# Task to carry out
Copy each line that has the string "itself" somewhere in it.

# Data supplied
(begin)

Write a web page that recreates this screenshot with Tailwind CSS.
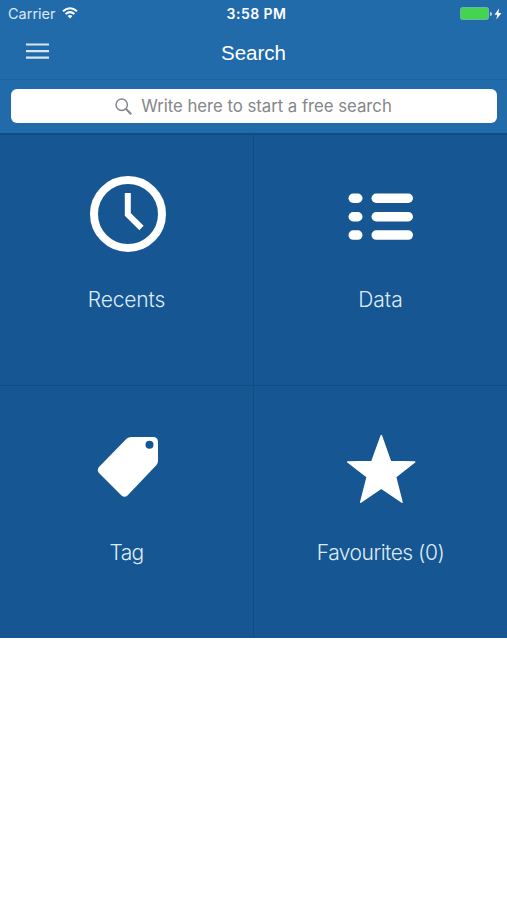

(end)
(begin)

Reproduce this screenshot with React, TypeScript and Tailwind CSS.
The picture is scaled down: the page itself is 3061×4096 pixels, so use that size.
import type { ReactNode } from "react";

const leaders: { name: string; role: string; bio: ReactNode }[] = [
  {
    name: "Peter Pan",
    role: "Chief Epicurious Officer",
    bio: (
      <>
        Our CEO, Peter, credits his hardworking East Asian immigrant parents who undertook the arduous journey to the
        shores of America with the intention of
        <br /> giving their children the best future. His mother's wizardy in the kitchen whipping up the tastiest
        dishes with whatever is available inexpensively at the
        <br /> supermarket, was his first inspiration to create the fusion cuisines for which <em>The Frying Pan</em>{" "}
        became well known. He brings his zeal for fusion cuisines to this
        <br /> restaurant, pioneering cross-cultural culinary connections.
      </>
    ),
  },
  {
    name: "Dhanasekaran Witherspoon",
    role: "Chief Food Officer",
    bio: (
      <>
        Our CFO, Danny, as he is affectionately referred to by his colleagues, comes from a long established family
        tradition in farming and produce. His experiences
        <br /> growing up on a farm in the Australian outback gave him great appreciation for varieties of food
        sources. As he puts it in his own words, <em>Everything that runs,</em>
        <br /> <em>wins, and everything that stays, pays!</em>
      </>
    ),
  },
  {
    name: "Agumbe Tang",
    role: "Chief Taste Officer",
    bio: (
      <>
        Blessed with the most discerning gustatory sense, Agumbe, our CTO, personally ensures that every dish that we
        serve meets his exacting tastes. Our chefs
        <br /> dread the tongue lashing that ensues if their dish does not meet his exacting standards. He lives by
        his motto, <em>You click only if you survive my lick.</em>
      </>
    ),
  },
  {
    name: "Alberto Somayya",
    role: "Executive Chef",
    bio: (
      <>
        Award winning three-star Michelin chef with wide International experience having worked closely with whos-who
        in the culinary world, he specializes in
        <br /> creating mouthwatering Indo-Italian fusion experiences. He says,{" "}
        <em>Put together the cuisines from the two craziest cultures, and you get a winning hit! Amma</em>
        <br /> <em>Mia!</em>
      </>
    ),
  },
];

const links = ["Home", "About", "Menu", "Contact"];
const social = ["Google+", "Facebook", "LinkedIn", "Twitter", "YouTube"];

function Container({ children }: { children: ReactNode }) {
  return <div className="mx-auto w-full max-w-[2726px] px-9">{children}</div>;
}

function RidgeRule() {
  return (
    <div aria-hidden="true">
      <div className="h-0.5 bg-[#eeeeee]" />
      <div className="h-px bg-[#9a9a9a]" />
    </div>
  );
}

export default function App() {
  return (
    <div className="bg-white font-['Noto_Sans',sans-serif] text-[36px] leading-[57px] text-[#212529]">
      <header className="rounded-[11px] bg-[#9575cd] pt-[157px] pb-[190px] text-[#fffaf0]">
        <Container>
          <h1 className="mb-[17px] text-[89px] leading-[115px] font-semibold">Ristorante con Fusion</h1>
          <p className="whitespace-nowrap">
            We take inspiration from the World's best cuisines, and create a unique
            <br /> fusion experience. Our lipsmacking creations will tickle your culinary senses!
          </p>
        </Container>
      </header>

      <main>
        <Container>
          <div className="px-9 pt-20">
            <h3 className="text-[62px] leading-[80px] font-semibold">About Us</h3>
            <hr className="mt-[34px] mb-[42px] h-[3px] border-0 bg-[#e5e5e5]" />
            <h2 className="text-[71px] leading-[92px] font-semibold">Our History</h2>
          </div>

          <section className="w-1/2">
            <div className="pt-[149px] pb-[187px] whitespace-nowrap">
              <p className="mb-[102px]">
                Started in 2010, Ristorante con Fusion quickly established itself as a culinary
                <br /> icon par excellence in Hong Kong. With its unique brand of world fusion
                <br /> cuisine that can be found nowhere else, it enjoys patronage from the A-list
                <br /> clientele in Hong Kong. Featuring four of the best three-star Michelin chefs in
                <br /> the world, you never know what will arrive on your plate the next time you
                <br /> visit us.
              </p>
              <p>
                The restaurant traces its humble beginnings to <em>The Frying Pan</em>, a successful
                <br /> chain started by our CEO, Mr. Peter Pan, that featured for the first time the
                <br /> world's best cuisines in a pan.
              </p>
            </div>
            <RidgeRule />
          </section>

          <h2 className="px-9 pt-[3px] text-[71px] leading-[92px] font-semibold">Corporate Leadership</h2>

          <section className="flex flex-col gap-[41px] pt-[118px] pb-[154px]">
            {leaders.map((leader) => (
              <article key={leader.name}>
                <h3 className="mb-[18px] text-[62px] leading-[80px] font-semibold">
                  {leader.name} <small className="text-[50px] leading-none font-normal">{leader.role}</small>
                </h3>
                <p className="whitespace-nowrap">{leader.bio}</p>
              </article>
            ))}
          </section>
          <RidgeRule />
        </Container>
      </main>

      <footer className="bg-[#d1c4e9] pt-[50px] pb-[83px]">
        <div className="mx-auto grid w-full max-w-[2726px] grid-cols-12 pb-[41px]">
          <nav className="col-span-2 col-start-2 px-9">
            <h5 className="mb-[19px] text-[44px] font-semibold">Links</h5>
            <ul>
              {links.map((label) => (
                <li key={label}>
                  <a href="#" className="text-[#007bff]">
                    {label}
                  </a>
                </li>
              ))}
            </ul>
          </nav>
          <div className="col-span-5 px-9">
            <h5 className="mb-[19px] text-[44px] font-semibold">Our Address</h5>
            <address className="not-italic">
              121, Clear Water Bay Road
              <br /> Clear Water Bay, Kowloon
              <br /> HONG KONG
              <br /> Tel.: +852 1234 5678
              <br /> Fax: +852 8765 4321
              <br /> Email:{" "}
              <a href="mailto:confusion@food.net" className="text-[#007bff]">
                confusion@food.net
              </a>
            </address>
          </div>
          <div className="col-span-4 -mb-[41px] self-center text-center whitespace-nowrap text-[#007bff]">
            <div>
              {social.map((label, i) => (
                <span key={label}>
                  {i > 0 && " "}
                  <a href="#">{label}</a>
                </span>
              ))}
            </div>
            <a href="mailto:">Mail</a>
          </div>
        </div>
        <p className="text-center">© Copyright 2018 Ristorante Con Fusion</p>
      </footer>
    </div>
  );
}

(end)

# Task result
The picture is scaled down: the page itself is 3061×4096 pixels, so use that size.
                Started in 2010, Ristorante con Fusion quickly established itself as a culinary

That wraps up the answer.